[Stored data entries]
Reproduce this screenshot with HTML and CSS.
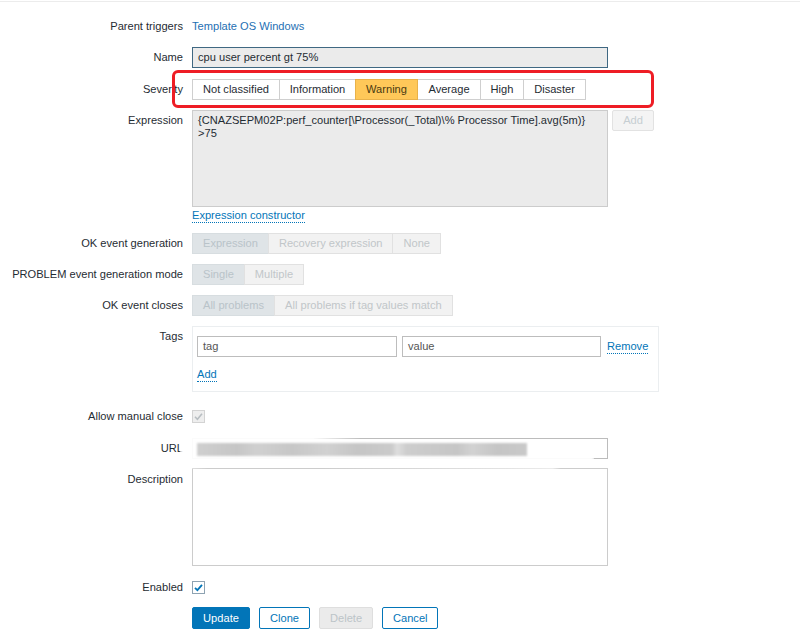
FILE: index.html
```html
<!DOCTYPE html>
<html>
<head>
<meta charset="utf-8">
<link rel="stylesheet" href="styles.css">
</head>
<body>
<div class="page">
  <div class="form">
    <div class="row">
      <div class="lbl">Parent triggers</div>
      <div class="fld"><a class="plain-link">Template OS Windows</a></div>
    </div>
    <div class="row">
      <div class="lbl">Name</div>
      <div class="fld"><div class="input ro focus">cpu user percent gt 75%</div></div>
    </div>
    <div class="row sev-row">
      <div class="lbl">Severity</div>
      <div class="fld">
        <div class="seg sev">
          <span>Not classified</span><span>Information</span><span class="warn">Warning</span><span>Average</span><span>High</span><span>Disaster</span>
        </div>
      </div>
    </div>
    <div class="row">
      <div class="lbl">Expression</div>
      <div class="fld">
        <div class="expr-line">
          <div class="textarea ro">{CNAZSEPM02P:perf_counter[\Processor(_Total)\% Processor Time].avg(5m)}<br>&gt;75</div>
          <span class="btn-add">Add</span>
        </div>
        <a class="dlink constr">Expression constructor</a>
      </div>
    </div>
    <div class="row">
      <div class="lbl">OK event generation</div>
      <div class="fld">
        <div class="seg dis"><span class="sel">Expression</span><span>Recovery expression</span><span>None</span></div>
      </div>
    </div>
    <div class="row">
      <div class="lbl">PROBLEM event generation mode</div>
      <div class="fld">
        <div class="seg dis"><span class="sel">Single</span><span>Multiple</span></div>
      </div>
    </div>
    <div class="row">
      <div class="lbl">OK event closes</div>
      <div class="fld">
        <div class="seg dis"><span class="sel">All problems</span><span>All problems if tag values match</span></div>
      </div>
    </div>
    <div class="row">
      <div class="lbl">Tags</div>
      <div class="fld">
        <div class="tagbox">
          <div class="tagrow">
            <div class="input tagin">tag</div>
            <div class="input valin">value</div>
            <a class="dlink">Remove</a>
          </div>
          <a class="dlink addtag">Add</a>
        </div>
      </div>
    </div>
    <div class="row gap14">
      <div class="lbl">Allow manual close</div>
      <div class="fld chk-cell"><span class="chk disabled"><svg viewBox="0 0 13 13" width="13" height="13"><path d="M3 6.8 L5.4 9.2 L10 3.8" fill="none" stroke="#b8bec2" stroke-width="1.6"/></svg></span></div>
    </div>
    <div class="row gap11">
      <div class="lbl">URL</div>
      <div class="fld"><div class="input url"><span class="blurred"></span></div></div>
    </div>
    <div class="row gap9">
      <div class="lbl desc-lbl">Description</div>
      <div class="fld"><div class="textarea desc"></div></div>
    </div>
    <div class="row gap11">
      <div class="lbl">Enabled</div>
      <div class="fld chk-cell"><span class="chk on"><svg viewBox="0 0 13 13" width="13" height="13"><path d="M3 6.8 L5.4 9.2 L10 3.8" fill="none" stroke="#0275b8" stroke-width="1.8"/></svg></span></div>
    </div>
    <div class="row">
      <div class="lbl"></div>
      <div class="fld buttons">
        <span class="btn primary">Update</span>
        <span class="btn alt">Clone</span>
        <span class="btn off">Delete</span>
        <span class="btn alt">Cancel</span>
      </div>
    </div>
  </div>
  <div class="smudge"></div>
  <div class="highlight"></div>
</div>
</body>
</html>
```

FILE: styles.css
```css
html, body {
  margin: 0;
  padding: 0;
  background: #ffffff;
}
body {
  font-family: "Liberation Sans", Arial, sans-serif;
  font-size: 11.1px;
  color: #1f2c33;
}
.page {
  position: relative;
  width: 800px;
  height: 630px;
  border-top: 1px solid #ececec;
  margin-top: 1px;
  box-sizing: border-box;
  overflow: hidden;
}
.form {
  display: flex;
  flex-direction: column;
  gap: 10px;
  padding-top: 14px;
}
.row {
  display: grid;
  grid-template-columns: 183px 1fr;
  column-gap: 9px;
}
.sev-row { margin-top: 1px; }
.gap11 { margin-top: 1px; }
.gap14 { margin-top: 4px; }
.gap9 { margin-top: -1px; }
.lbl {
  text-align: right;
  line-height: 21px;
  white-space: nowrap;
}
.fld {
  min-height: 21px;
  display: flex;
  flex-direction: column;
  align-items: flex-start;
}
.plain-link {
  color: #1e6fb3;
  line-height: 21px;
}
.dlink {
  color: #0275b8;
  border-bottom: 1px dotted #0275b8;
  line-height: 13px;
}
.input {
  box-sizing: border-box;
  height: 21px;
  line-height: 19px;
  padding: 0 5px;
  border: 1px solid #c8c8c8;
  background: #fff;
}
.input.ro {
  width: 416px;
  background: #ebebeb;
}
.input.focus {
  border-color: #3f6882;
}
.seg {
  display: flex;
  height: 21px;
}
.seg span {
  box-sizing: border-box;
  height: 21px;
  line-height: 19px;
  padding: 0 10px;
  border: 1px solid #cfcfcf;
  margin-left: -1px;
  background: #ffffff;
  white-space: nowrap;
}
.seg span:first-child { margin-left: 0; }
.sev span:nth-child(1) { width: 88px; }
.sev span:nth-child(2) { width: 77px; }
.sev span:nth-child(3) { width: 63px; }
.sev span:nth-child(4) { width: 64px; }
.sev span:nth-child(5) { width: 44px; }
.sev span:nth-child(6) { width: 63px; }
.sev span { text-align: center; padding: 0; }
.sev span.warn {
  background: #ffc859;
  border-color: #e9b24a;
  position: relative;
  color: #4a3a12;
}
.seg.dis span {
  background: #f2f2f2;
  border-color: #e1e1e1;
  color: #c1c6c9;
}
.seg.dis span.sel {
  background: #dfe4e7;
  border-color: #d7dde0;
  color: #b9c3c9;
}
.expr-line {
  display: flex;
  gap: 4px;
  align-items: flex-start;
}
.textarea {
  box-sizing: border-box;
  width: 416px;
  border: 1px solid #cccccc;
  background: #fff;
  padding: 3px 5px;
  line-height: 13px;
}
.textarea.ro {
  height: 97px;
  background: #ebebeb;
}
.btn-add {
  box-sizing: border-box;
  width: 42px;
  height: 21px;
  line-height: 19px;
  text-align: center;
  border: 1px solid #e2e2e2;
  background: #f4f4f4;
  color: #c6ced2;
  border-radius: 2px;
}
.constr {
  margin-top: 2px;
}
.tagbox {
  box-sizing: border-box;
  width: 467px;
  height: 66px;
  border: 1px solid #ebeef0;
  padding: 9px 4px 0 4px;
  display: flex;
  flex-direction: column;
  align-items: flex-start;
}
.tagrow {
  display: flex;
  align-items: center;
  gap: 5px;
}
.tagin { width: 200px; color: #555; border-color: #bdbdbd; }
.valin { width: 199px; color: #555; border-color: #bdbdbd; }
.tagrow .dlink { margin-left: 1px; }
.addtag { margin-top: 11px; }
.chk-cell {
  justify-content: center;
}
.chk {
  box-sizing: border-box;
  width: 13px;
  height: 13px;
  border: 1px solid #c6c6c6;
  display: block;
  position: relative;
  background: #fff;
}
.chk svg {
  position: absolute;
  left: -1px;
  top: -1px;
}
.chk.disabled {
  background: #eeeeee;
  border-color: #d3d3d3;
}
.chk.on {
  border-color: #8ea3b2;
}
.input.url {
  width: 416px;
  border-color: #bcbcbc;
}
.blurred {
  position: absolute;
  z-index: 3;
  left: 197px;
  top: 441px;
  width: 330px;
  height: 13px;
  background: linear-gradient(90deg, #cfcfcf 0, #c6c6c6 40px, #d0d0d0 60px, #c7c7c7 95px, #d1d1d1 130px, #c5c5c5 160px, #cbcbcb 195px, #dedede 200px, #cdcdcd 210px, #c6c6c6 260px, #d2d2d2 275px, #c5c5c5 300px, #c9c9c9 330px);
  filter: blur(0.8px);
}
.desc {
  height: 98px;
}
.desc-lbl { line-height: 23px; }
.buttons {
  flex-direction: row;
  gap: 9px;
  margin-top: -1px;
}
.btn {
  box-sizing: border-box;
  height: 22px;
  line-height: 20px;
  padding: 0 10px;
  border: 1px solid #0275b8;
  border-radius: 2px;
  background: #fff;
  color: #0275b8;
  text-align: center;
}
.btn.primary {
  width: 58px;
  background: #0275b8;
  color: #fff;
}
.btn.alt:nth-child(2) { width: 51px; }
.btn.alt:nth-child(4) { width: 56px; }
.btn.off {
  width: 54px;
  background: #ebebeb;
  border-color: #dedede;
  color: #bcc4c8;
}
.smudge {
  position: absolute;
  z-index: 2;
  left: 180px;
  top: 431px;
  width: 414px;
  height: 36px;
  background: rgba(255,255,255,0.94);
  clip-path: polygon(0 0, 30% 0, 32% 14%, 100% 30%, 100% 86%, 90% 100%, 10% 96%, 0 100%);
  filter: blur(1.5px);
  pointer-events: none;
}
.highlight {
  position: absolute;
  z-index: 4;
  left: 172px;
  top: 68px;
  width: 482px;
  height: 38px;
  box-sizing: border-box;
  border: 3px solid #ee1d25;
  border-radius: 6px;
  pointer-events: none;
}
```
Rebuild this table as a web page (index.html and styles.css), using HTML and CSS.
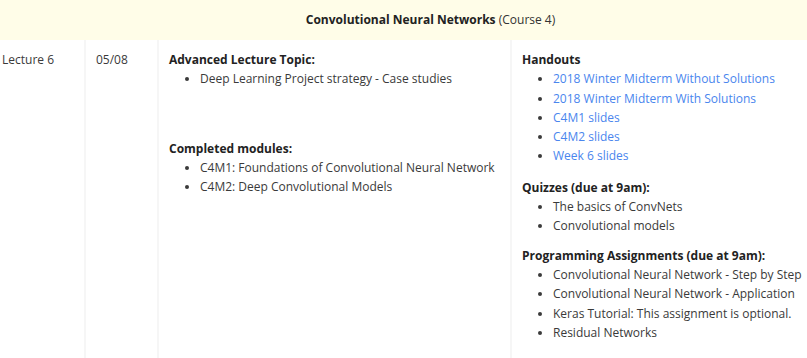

• _Set exercise_
Find all lines where the word "styles" appears. Copy them.

• _Task response_
<link rel="stylesheet" href="styles.css">
FILE: styles.css
Rebuild this table as a web page (index.html and styles.css), using HTML and CSS.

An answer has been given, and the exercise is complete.